Quite so. What those things are, is tarts. Are tarts.


"Art tarts." If thou must stick with 17th century definitions of words, thou should conjugate thy verbs like a proper Elizabethan. :P

Haha. Though, of course, art only ever served as the informal first person singular ("thou art") in Early Modern. There's some interesting discussion here of the plural conjugations, which were in flux in Middle English and into the Early Modern period, but the dispute is mainly over whether it's "they are tarts" or "they be tarts".

Re: 1980: "Turkish Delight"

Posted: Sat Apr 28, 2018 8:57 am UTC
by Soupspoon
It was said that after the Second World War, evacuated children returned to their schools having changed from saying "we is" to "us be". (Many variations of the tale exist, as do regional disgrammars.)

Re: 1980: "Turkish Delight"

Posted: Sun Apr 29, 2018 4:36 pm UTC
by orthogon
In related news (related, that is, to the completely off-topic matter of people trying to use archaic language but not doing the research), I keep seeing posters from this Bud Light campaign:
Image
Why would you even think of putting a third person singular verb ending on a blooming adverb?

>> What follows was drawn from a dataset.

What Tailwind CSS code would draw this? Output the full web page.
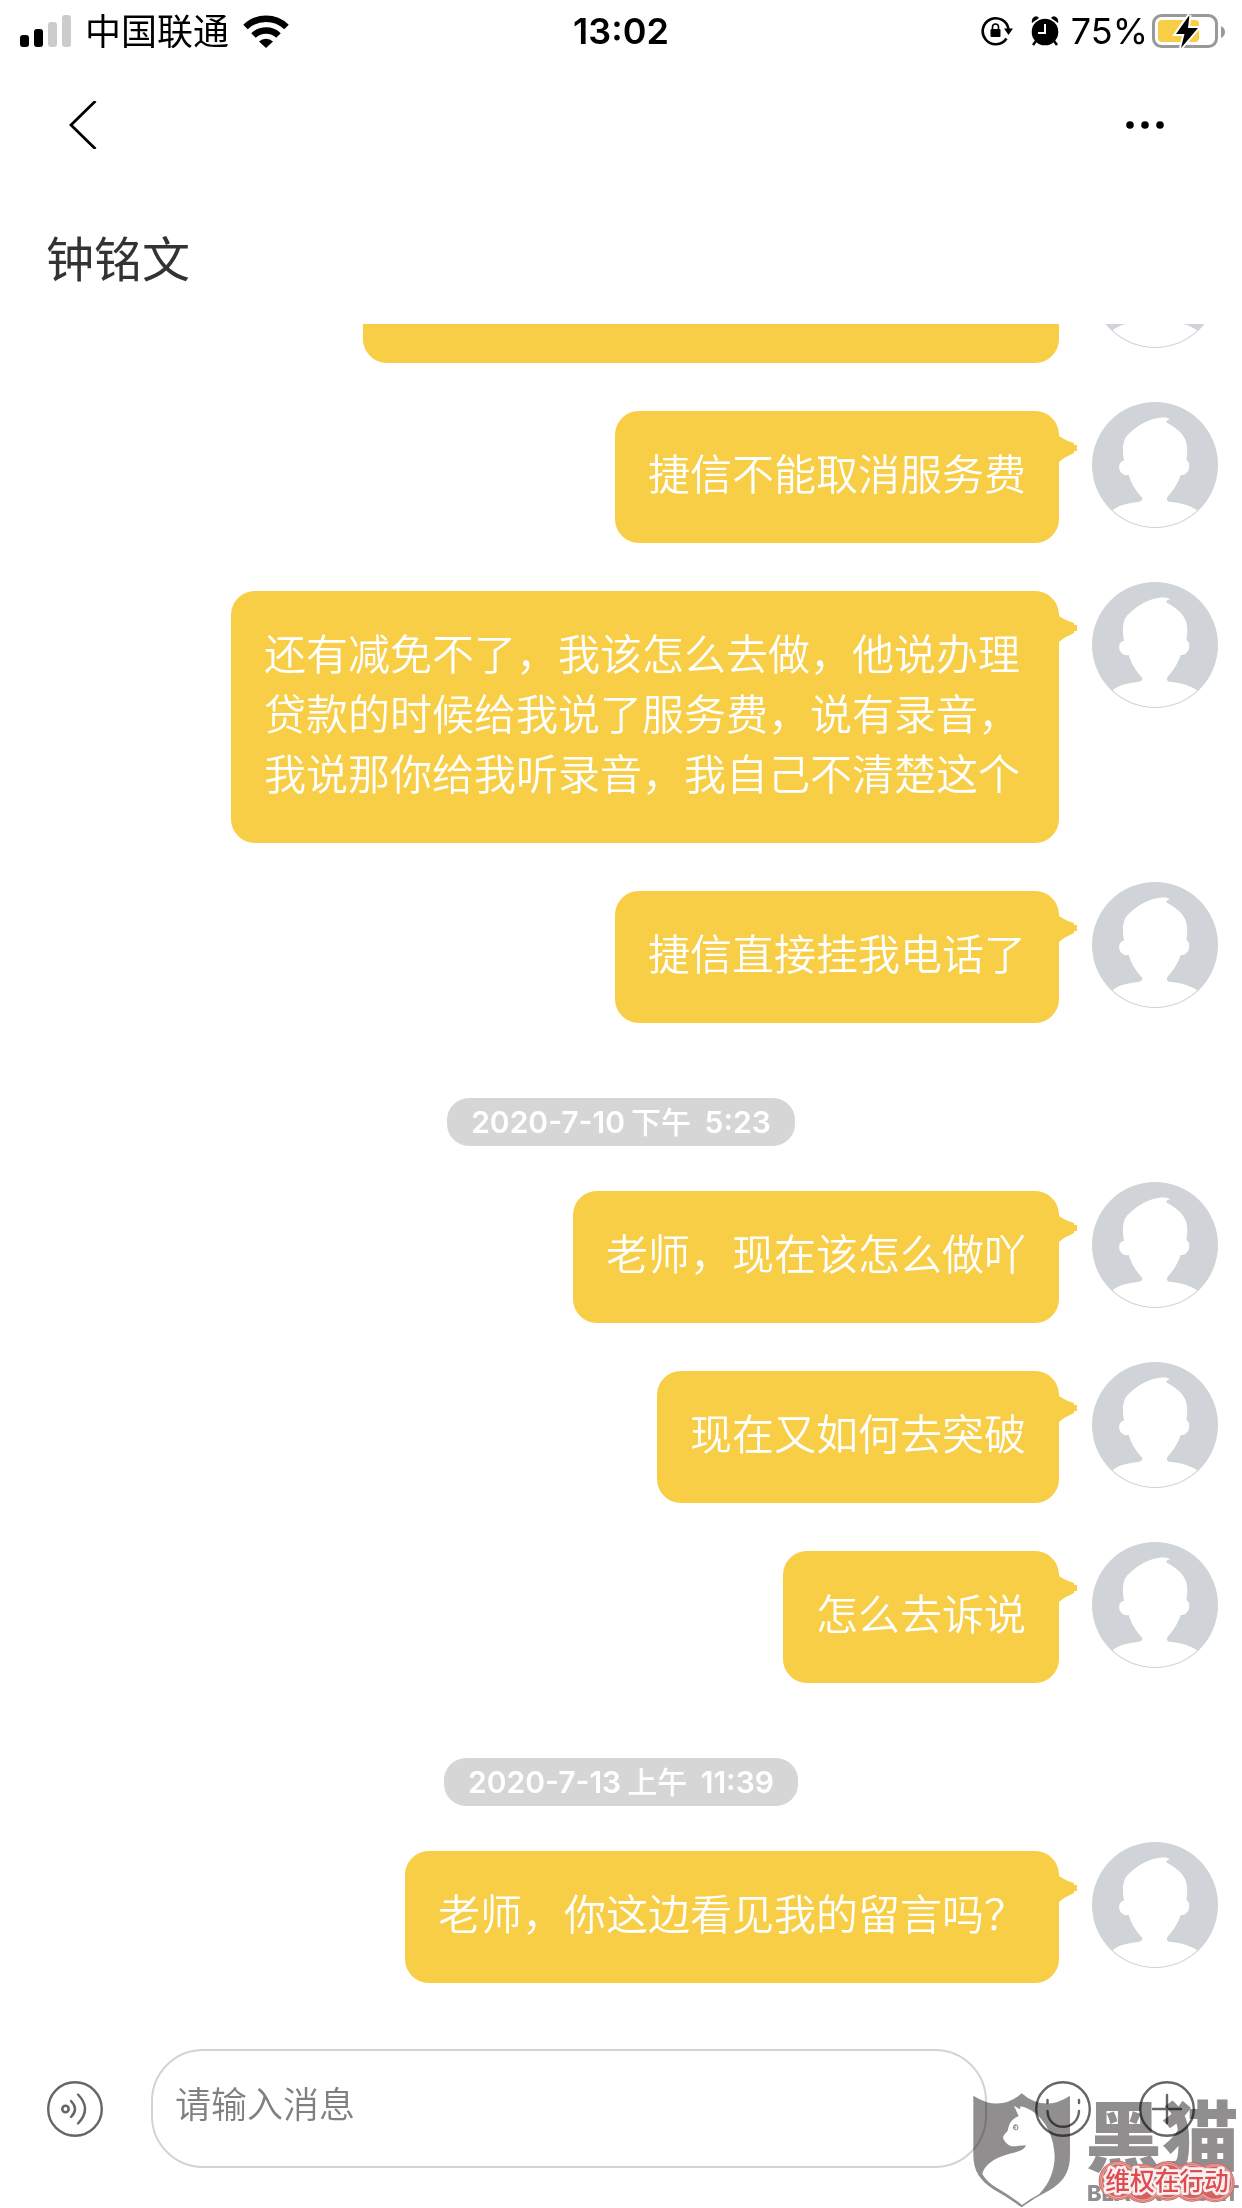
<!DOCTYPE html>
<html lang="zh-CN">

<head>
    <meta charset="UTF-8">
    <meta name="viewport" content="width=device-width, initial-scale=1.0">
    <title>钟铭文</title>
    <!-- Tailwind CSS CDN -->
    <script src="https://cdn.jsdelivr.net/npm/@tailwindcss/browser@4"></script>
    <style>
        body {
            font-family: 'Inter', 'Noto Sans CJK SC', sans-serif;
        }

        .bubble,
        .cjk {
            font-family: 'Noto Sans CJK SC', sans-serif;
        }
    </style>
</head>

<body class="relative h-screen bg-white flex flex-col overflow-hidden text-black">

    <!-- Shared shapes -->
    <svg class="absolute size-0">
        <symbol id="avatar" viewBox="0 0 378 378">
            <clipPath id="avatarClip">
                <circle cx="189" cy="189" r="186" />
            </clipPath>
            <circle cx="189" cy="189" r="189" fill="#d0d3d8" />
            <g clip-path="url(#avatarClip)" fill="#fff">
                <path d="M96 176C90 150 91 116 106 100C130 74 168 50 204 47C218 46 230 48 235 52C229 53 223 56 222 61C246 74 278 94 284 126C287 142 286 160 283 175C297 178 296 220 266 219C260 240 244 266 228 283C222 290 224 299 234 300C264 302 290 308 315 325C330 335 300 400 189 400C78 400 50 335 62 325C80 308 110 304 138 300C150 298 154 292 148 284C132 266 118 246 110 219C78 224 72 180 96 176Z" />
            </g>
        </symbol>
        <symbol id="tail" viewBox="0 0 18 26">
            <path d="M0 0L5 3L9 5L15 7V9H18V15H15V17L9 20L5 22L0 26Z" fill="#f7ce46" />
        </symbol>
    </svg>

    <!-- Status bar -->
    <div class="grid grid-cols-3 items-center h-[62px] shrink-0 px-5">
        <div class="flex items-center">
            <svg class="w-[51px] h-[32px]" viewBox="0 0 51 32">
                <rect x="0" y="20" width="9" height="12" rx="3" />
                <rect x="14" y="14" width="9" height="18" rx="3" />
                <rect x="28" y="7" width="9" height="25" rx="3" fill="#ccc" />
                <rect x="42" y="0" width="9" height="32" rx="3" fill="#ccc" />
            </svg>
            <span class="cjk ml-[14px] pb-1 text-[36px] leading-[48px] whitespace-nowrap">中国联通</span>
            <svg class="ml-[14px] w-[46px] h-[33px]" viewBox="0 0 46 33" fill="none" stroke="#000">
                <path d="M2.500 12A29.500 29.500 0 0 1 43.500 12" stroke-width="6.500" />
                <path d="M10.500 20.500A18 18 0 0 1 35.500 20.500" stroke-width="6.500" />
                <path d="M16 26.500A10 10 0 0 1 30 26.500L23 33Z" fill="#000" stroke="none" />
            </svg>
        </div>
        <div class="text-center text-[36px] leading-[48px] font-semibold">13:02</div>
        <div class="flex items-center justify-end -mr-1">
            <svg class="w-[32px] h-[30px]" viewBox="0 0 32 30">
                <path d="M25.500 22.500A13 13 0 1 1 27.500 13" fill="none" stroke="#000" stroke-width="2.600" />
                <path d="M23 12.500H32L27.500 19Z" />
                <rect x="9.500" y="13" width="10" height="8" rx="1" />
                <path d="M11.500 13V11Q11.500 8 14.500 8T17.500 11V13" fill="none" stroke="#000" stroke-width="1.600" />
            </svg>
            <svg class="ml-[18px] w-[28px] h-[30px]" viewBox="0 0 28 30">
                <circle cx="14" cy="16" r="13.300" />
                <path d="M1 7Q0 3 3 1T8 2ZM27 7Q28 3 25 1T20 2Z" />
                <path d="M5 25L2 29M23 25L26 29" stroke="#000" stroke-width="2.500" />
                <path d="M14 8V17H7" fill="none" stroke="#fff" stroke-width="2" />
            </svg>
            <span class="ml-3 text-[36px] leading-[48px]">75%</span>
            <svg class="ml-1 w-[74px] h-[38px]" viewBox="0 0 74 38">
                <rect x="1.500" y="3.500" width="63" height="31" rx="8" fill="#fff" stroke="#999" stroke-width="3" />
                <path d="M69 14Q73 16 73 20T69 26Z" fill="#999" />
                <rect x="6" y="8" width="41" height="22" rx="4" fill="#f7ce46" />
                <path d="M37.500 3L24 22H32.500L29 36L46 16H36Z" fill="#000" stroke="#fff" stroke-width="4" paint-order="stroke" />
            </svg>
        </div>
    </div>

    <!-- Navigation -->
    <header class="shrink-0">
        <nav class="flex items-center justify-between h-[126px] pl-[69px] pr-[77px]">
            <button type="button" aria-label="返回">
                <svg class="w-[28px] h-[48px]" viewBox="0 0 28 48" fill="none" stroke="#000" stroke-width="2.800">
                    <path d="M26.500 0L2 24L26.500 48" />
                </svg>
            </button>
            <button type="button" aria-label="更多">
                <svg class="w-[40px] h-[10px]" viewBox="0 0 40 10">
                    <circle cx="5" cy="5" r="3.800" />
                    <circle cx="20" cy="5" r="3.800" />
                    <circle cx="35" cy="5" r="3.800" />
                </svg>
            </button>
        </nav>
        <h1 class="cjk h-[136px] px-[46px] pt-8 text-[48px] leading-[72px] text-[#333]">钟铭文</h1>
    </header>

    <!-- Messages, anchored to the newest one -->
    <main class="flex-1 min-h-0 overflow-hidden flex flex-col justify-end gap-[39px] pr-6 pb-9 text-[42px] leading-[60px] font-[350] text-white">
        <div class="flex justify-end items-start gap-[33px] shrink-0">
            <div class="bubble relative mt-[9px] w-[696px] h-[132px] rounded-[24px] bg-[#f7ce46]"></div>
            <svg class="size-[126px] shrink-0"><use href="#avatar" /></svg>
        </div>
        <div class="flex justify-end items-start gap-[33px] shrink-0">
            <div class="bubble relative mt-[9px] max-w-[828px] px-[33px] pt-[31px] pb-[41px] rounded-[24px] bg-[#f7ce46]">
                捷信不能取消服务费
                <svg class="absolute left-full top-[25px] w-[18px] h-[26px]"><use href="#tail" /></svg>
            </div>
            <svg class="size-[126px] shrink-0"><use href="#avatar" /></svg>
        </div>
        <div class="flex justify-end items-start gap-[33px] shrink-0">
            <div class="bubble relative mt-[9px] max-w-[828px] px-[33px] pt-[31px] pb-[41px] rounded-[24px] bg-[#f7ce46]">
                还有减免不了，我该怎么去做，他说办理贷款的时候给我说了服务费，说有录音，我说那你给我听录音，我自己不清楚这个
                <svg class="absolute left-full top-[25px] w-[18px] h-[26px]"><use href="#tail" /></svg>
            </div>
            <svg class="size-[126px] shrink-0"><use href="#avatar" /></svg>
        </div>
        <div class="flex justify-end items-start gap-[33px] shrink-0">
            <div class="bubble relative mt-[9px] max-w-[828px] px-[33px] pt-[31px] pb-[41px] rounded-[24px] bg-[#f7ce46]">
                捷信直接挂我电话了
                <svg class="absolute left-full top-[25px] w-[18px] h-[26px]"><use href="#tail" /></svg>
            </div>
            <svg class="size-[126px] shrink-0"><use href="#avatar" /></svg>
        </div>

        <time class="self-center shrink-0 mt-9 -mb-[3px] -mr-6 px-6 rounded-[22px] bg-[#d6d6d6] text-[30px] leading-[48px] font-semibold">2020-7-10<span class="mx-[6px] font-medium">下午</span> 5:23</time>

        <div class="flex justify-end items-start gap-[33px] shrink-0">
            <div class="bubble relative mt-[9px] max-w-[828px] px-[33px] pt-[31px] pb-[41px] rounded-[24px] bg-[#f7ce46]">
                老师，现在该怎么做吖
                <svg class="absolute left-full top-[25px] w-[18px] h-[26px]"><use href="#tail" /></svg>
            </div>
            <svg class="size-[126px] shrink-0"><use href="#avatar" /></svg>
        </div>
        <div class="flex justify-end items-start gap-[33px] shrink-0">
            <div class="bubble relative mt-[9px] max-w-[828px] px-[33px] pt-[31px] pb-[41px] rounded-[24px] bg-[#f7ce46]">
                现在又如何去突破
                <svg class="absolute left-full top-[25px] w-[18px] h-[26px]"><use href="#tail" /></svg>
            </div>
            <svg class="size-[126px] shrink-0"><use href="#avatar" /></svg>
        </div>
        <div class="flex justify-end items-start gap-[33px] shrink-0">
            <div class="bubble relative mt-[9px] max-w-[828px] px-[33px] pt-[31px] pb-[41px] rounded-[24px] bg-[#f7ce46]">
                怎么去诉说
                <svg class="absolute left-full top-[25px] w-[18px] h-[26px]"><use href="#tail" /></svg>
            </div>
            <svg class="size-[126px] shrink-0"><use href="#avatar" /></svg>
        </div>

        <time class="self-center shrink-0 mt-9 -mb-[3px] -mr-6 px-6 rounded-[22px] bg-[#d6d6d6] text-[30px] leading-[48px] font-semibold">2020-7-13<span class="mx-[6px] font-medium">上午</span> 11:39</time>

        <div class="flex justify-end items-start gap-[33px] shrink-0">
            <div class="bubble relative mt-[9px] max-w-[828px] px-[33px] pt-[31px] pb-[41px] rounded-[24px] bg-[#f7ce46]">
                老师，你这边看见我的留言吗？
                <svg class="absolute left-full top-[25px] w-[18px] h-[26px]"><use href="#tail" /></svg>
            </div>
            <svg class="size-[126px] shrink-0"><use href="#avatar" /></svg>
        </div>
    </main>

    <!-- Composer -->
    <form class="shrink-0 flex items-center gap-12 px-[47px] pt-[30px] pb-10">
        <button type="button" aria-label="语音">
            <svg class="size-[56px]" viewBox="0 0 56 56" fill="none" stroke="#666" stroke-width="2.400" stroke-linecap="round">
                <circle cx="28" cy="28" r="26.800" />
                <circle cx="18.500" cy="28" r="3.200" stroke-width="2.600" />
                <path d="M24 20Q32 28 24 36" />
                <path d="M31 13.500Q45 28 31 42.500" />
            </svg>
        </button>
        <input id="message" type="text" aria-label="消息" placeholder="请输入消息"
            class="cjk flex-1 min-w-0 h-[119px] rounded-[52px] border-2 border-[#d0d3d8] px-[22px] pb-[14px] text-[36px] font-[350] placeholder:text-[#808080] focus:outline-none">
        <button type="button" aria-label="表情">
            <svg class="size-[56px]" viewBox="0 0 56 56" fill="none" stroke="#666" stroke-width="2.400" stroke-linecap="round">
                <circle cx="28" cy="28" r="26.800" />
                <path d="M12.500 19V22M44 19V22M12.500 30C13 51 43 51 44 30" />
            </svg>
        </button>
        <button type="button" aria-label="添加">
            <svg class="size-[56px]" viewBox="0 0 56 56" fill="none" stroke="#666" stroke-width="2.400" stroke-linecap="round">
                <circle cx="28" cy="28" r="26.800" />
                <path d="M28 14V42M14 28H42" />
            </svg>
        </button>
    </form>

    <!-- Watermark -->
    <svg class="absolute right-0 bottom-0 w-[270px] h-[118px] mix-blend-multiply pointer-events-none" viewBox="96 180 810 354">
        <g fill="#908e8f">
            <path fill-rule="evenodd" d="M100 197Q180 248 245 190Q312 248 390 197V375C390 430 366 458 330 480Q285 502 245 532Q203 502 160 478C122 452 100 425 100 375ZM222 227L236 259C216 266 206 282 203 303C196 311 189 316 189 324C194 336 205 347 216 349L258 346C250 368 214 366 180 381C152 393 132 410 127 432Q142 458 170 473Q210 496 246 525Q268 508 297 493C330 460 344 418 344 378C342 310 304 242 242 229L240 238Z" />
            <ellipse cx="227" cy="292" rx="8" ry="9" />
            <text x="436" y="404" font-family="Noto Sans CJK SC, sans-serif" font-weight="900" font-size="230">黑猫</text>
            <text x="441" y="512" font-family="Inter, sans-serif" font-weight="800" font-size="66">BLACK</text>
            <text x="898" y="512" text-anchor="end" font-family="Inter, sans-serif" font-weight="800" font-size="66">CAT</text>
        </g>
        <path d="M223 287L228 292L224 298M231 286L229 298" fill="none" stroke="#fff" stroke-width="3" />
    </svg>
    <!-- Slogan sticker -->
    <svg class="absolute right-0 bottom-0 w-[270px] h-[118px] pointer-events-none" viewBox="96 180 810 354">
        <g fill="none" stroke-linecap="round">
            <path d="M535 452h0M608 460h0M682 453h0M756 456h0M825 458h0" stroke="#c4605e" stroke-width="118" />
            <path d="M535 452h0M608 460h0M682 453h0M756 456h0M825 458h0" stroke="#e79a96" stroke-width="114" />
            <path d="M535 452h0M608 460h0M682 453h0M756 456h0M825 458h0" stroke="#cf6f6b" stroke-width="108" />
            <path d="M535 452h0M608 460h0M682 453h0M756 456h0M825 458h0" stroke="#eba7a2" stroke-width="104" />
            <path d="M535 452h0M608 460h0M682 453h0M756 456h0M825 458h0" stroke="#d4625f" stroke-width="97" />
        </g>
        <text x="496" y="481" font-family="Noto Sans CJK SC, sans-serif" font-weight="500" font-size="74" fill="#e04b50" stroke="#f6f1f0" stroke-width="16" stroke-linejoin="round" paint-order="stroke">维权在行动</text>
    </svg>

</body>

</html>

Re: 1980: "Turkish Delight"

Posted: Sun Apr 29, 2018 5:47 pm UTC
by Mikeski
orthogon wrote:Why would you even think of putting a third person singular verb ending on a blooming adverb?


Because there's no such thing as bad publicity.

Re: 1980: "Turkish Delight"

Posted: Sun Apr 29, 2018 6:44 pm UTC
by orthogon
Mikeski wrote:
orthogon wrote:Why would you even think of putting a third person singular verb ending on a blooming adverb?


Because there's no such thing as bad publicity.

Almost certainly.

I just noticed that in small text it says "the top doth twisteth off", which is almost right except they needed to choose between "the top twisteth" and "the top doth twist". Both sound quite amusing to my ear.

Re: 1980: "Turkish Delight"

Posted: Sun Apr 29, 2018 6:49 pm UTC
by Soupspoon
I'd seen those ads at a distance. Hadn't read them. (Consider me disinterested by the product. Yes, disinterested. Also uninterested.)